The compliance amongst VAT-registered businesses — those with annual sales of at least Sh5 million —was higher in the year ended June 2025 at 57 percent. This is after 145,000 of 252,000 businesses registered for VAT signed up for eTIMS in the review period. The KRA has set a target of 75 percent this financial year for VAT-registered firms.

Overall, the compliance for eTIMS — for both VAT and business income — stood at 37.5 percent last fiscal year, the KRA says, projecting the rate to jump to 63 percent by June 2025.

“There is a need to continue with attempts to get public buy-in. Not only businesses need to know that the system is upon us, but even final consumers so that they can ask for eTIMS receipts for their final consumption costs,” Mr Muema said.
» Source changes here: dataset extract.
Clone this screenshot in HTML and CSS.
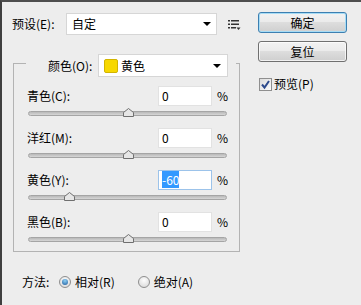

The new system requires that all business expenses are supported by eTIMS invoices or bills, failing which companies will be subjected to 30 percent tax on corporate earnings.

Receipts from the domestic VAT stream amounted to Sh313.37 billion for the year ended June 2024, data kept by the Treasury shows, overshooting the target by Sh5.54 billion.

The KRA views the rollout of the eTIMS as a game changer which will finally make VAT the topmost revenue generator, leapfrogging income tax, which is far ahead, in coming years.

“As it is now if there’s one tax head that every single person is paying is VAT. Even to a small child on products which are not exempt [VAT is applicable]. Everybody is incurring VAT,” Commissioner for Domestic Taxes Department Rispah Simiyu said at an earlier sensitisation forum on eTIMS.

“Why then shouldn’t it be the tax head that performs the best? That remains a challenge to us… and it is a challenge that we are taking graciously.”